Technically, the British monarch is head of state. This role is represented though by a ceremonial governor general who is appointed on the advice of the prime minister. The head of government is the prime minister, which is usually held by the leader of the majority party or governing coalition in parliament. Presidential systems in contrast fuse the role of the head of state and government together (as seen in the U.S. and most of Latin America).
Canada’s official languages are English and French. Declared in the Official Languages Act in 1969, both English and French have official federal status and all federal legislation is enacted bilingually. Canada is the only country in North America to have an official language declaration. Several of the provinces have also given language an official status, though not all. The majority of people in Quebec speak French and it is the only province to declare French as the sole official language, although English is used as well. New Brunswick is the only province to declare both English and French as official. The country is also home to many indigenous languages, however altogether less than one percent of the population reports the regular use of these languages.

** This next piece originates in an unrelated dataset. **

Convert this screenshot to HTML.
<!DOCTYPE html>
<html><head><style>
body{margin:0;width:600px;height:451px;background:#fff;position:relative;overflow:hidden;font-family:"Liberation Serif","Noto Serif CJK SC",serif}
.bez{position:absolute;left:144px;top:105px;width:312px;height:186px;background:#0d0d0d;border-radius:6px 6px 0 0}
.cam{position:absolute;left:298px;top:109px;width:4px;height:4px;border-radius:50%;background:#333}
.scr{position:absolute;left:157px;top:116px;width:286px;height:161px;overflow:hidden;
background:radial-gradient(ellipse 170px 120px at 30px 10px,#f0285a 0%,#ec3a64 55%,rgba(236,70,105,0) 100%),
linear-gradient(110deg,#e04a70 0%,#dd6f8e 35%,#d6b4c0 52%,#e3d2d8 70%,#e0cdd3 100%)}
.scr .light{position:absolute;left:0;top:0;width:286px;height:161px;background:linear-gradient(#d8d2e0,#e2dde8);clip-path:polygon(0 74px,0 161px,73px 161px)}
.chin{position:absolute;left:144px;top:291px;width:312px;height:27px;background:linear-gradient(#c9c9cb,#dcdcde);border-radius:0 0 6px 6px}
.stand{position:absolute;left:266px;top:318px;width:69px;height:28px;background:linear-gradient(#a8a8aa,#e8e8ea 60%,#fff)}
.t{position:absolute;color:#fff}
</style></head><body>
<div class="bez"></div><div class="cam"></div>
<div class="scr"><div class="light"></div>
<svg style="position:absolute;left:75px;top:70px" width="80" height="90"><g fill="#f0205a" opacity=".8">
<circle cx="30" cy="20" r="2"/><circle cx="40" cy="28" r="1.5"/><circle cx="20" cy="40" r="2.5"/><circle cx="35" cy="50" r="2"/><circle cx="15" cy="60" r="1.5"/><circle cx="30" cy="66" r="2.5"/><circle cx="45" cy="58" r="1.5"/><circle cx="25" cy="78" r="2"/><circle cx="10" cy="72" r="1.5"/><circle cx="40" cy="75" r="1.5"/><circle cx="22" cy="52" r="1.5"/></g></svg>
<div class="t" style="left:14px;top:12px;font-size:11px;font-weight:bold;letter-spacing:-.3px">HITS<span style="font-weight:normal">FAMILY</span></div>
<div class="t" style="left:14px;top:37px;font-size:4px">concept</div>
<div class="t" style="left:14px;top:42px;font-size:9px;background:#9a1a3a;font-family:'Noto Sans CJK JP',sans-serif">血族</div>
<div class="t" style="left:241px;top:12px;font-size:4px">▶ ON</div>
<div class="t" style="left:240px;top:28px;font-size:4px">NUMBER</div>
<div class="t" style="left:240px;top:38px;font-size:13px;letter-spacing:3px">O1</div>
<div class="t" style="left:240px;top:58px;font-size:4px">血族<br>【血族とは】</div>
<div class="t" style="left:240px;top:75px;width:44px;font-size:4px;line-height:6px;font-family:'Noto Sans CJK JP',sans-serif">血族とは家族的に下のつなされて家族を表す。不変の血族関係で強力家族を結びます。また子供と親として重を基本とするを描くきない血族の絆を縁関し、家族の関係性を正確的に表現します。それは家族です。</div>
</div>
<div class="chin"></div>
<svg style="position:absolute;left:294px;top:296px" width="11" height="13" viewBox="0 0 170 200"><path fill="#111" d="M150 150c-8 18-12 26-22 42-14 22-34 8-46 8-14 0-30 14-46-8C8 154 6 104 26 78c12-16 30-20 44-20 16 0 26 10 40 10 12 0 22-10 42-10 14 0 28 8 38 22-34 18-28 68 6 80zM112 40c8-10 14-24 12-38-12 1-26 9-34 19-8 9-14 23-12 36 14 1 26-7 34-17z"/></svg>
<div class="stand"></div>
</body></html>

With 9,984,670 square kilometers of area, Canada has one of the lowest population densities in the world. By geographic size it is the second largest country, but only roughly the 39th largest by population size. Moreover, the majority of Canada’s population is found within 175 kilometers of its southern border with the United States, leaving most of its territory sparsely inhabited. It’s largest cities are Toronto, Montreal, and Vancouver.

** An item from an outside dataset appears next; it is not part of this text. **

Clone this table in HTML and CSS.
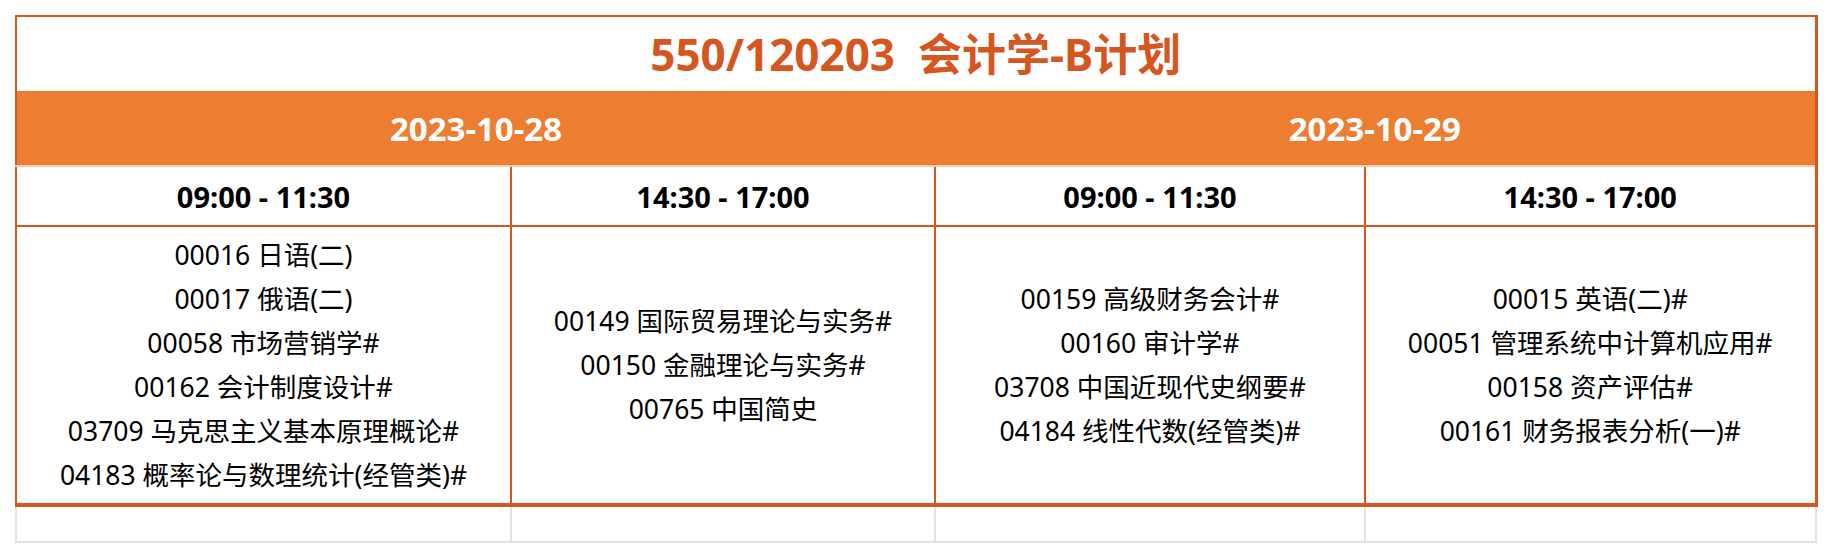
FILE: index.html
```html
<!DOCTYPE html>
<html lang="zh-CN">
<head>
<meta charset="utf-8">
<title>550/120203 会计学-B计划</title>
<link rel="stylesheet" href="styles.css">
</head>
<body>
<table class="schedule">
  <colgroup>
    <col class="col-a">
    <col class="col-b">
    <col class="col-c">
    <col class="col-d">
  </colgroup>
  <thead>
    <tr class="title-row">
      <th colspan="4" class="title">550/120203&nbsp;&nbsp;会计学-B计划</th>
    </tr>
    <tr class="date-row">
      <th colspan="2" class="date first">2023-10-28</th>
      <th colspan="2" class="date last">2023-10-29</th>
    </tr>
    <tr class="time-row">
      <th class="time">09:00 - 11:30</th>
      <th class="time">14:30 - 17:00</th>
      <th class="time">09:00 - 11:30</th>
      <th class="time">14:30 - 17:00</th>
    </tr>
  </thead>
  <tbody>
    <tr class="course-row">
      <td class="courses">
        <div class="course">00016 日语(二)</div>
        <div class="course">00017 俄语(二)</div>
        <div class="course">00058 市场营销学#</div>
        <div class="course">00162 会计制度设计#</div>
        <div class="course">03709 马克思主义基本原理概论#</div>
        <div class="course">04183 概率论与数理统计(经管类)#</div>
      </td>
      <td class="courses">
        <div class="course">00149 国际贸易理论与实务#</div>
        <div class="course">00150 金融理论与实务#</div>
        <div class="course">00765 中国简史</div>
      </td>
      <td class="courses">
        <div class="course">00159 高级财务会计#</div>
        <div class="course">00160 审计学#</div>
        <div class="course">03708 中国近现代史纲要#</div>
        <div class="course">04184 线性代数(经管类)#</div>
      </td>
      <td class="courses">
        <div class="course">00015 英语(二)#</div>
        <div class="course">00051 管理系统中计算机应用#</div>
        <div class="course">00158 资产评估#</div>
        <div class="course">00161 财务报表分析(一)#</div>
      </td>
    </tr>
    <tr class="blank-row">
      <td class="blank"></td>
      <td class="blank"></td>
      <td class="blank"></td>
      <td class="blank"></td>
    </tr>
  </tbody>
</table>
</body>
</html>
```

FILE: styles.css
```css
html, body {
  margin: 0;
  padding: 0;
  background: #ffffff;
}

body {
  font-family: "Noto Sans", "Noto Sans CJK SC", sans-serif;
  color: #000000;
}

.schedule {
  border-collapse: collapse;
  table-layout: fixed;
  width: 1800px;
  margin: 15px 0 0 15px;
}

.col-a { width: 495px; }
.col-b { width: 424px; }
.col-c { width: 430px; }
.col-d { width: 451px; }

.schedule th,
.schedule td {
  padding: 0;
  text-align: center;
  vertical-align: middle;
}

.title {
  height: 74px;
  border-top: 2px solid #d6561f;
  border-left: 2px solid #d6561f;
  border-right: 3px solid #d6561f;
  color: #d6561f;
  font-size: 44px;
  font-weight: 700;
  line-height: 1;
}

.date {
  height: 74px;
  background: #ed7d31;
  color: #ffffff;
  font-size: 33px;
  font-weight: 700;
  line-height: 1;
  border-bottom: 2px solid #f8cbad;
}

.date.first { border-left: 2px solid #d6561f; }
.date.last { border-right: 3px solid #d6561f; }

.time {
  height: 58px;
  font-size: 29px;
  font-weight: 700;
  line-height: 1;
  border-left: 2px solid #d6561f;
  border-right: 2px solid #d6561f;
  border-bottom: 2px solid #d6561f;
}

.time-row .time:last-child { border-right-width: 3px; }

.courses {
  height: 276px;
  font-size: 26.5px;
  line-height: 44px;
  border-left: 2px solid #d6561f;
  border-right: 2px solid #d6561f;
  border-bottom: 4px solid #d6561f;
}

.course-row .courses:last-child { border-right-width: 3px; }

.course {
  white-space: nowrap;
}

.blank {
  height: 34px;
  border-left: 2px solid #e3e3e3;
  border-right: 2px solid #e3e3e3;
  border-bottom: 2px solid #e3e3e3;
}
```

Canada has one of the highest per-capita immigration rates in the world. Lately, the largest share of immigrants come from India, Philippines and China. Canada also welcomes more refugees than most countries, exceeding the United States. In part due to its geographic proximity, British Colombia is the most ethnically diverse province in Canada. About 5% of the population identifies as Indigenous, and are further distinguished as primarily First Nations, Métis, and Inuit. While this may be a small percentage, it is more than double the United States’ 1-2% that self identify as American Indian or Alaska Native.
On average, 22 million tourists visit Canada each year. Furthermore, tourism plays an important role in the national economy, generating an estimated $104.9 billion in tourism expenditures in 2019 alone. Some of the largest attractions for travelers are Toronto, Niagara Falls, Vancouver, Montreal, the Canadian Rockies, Quebec City, and Ottawa. By far, the greatest number of visitors come from the United States.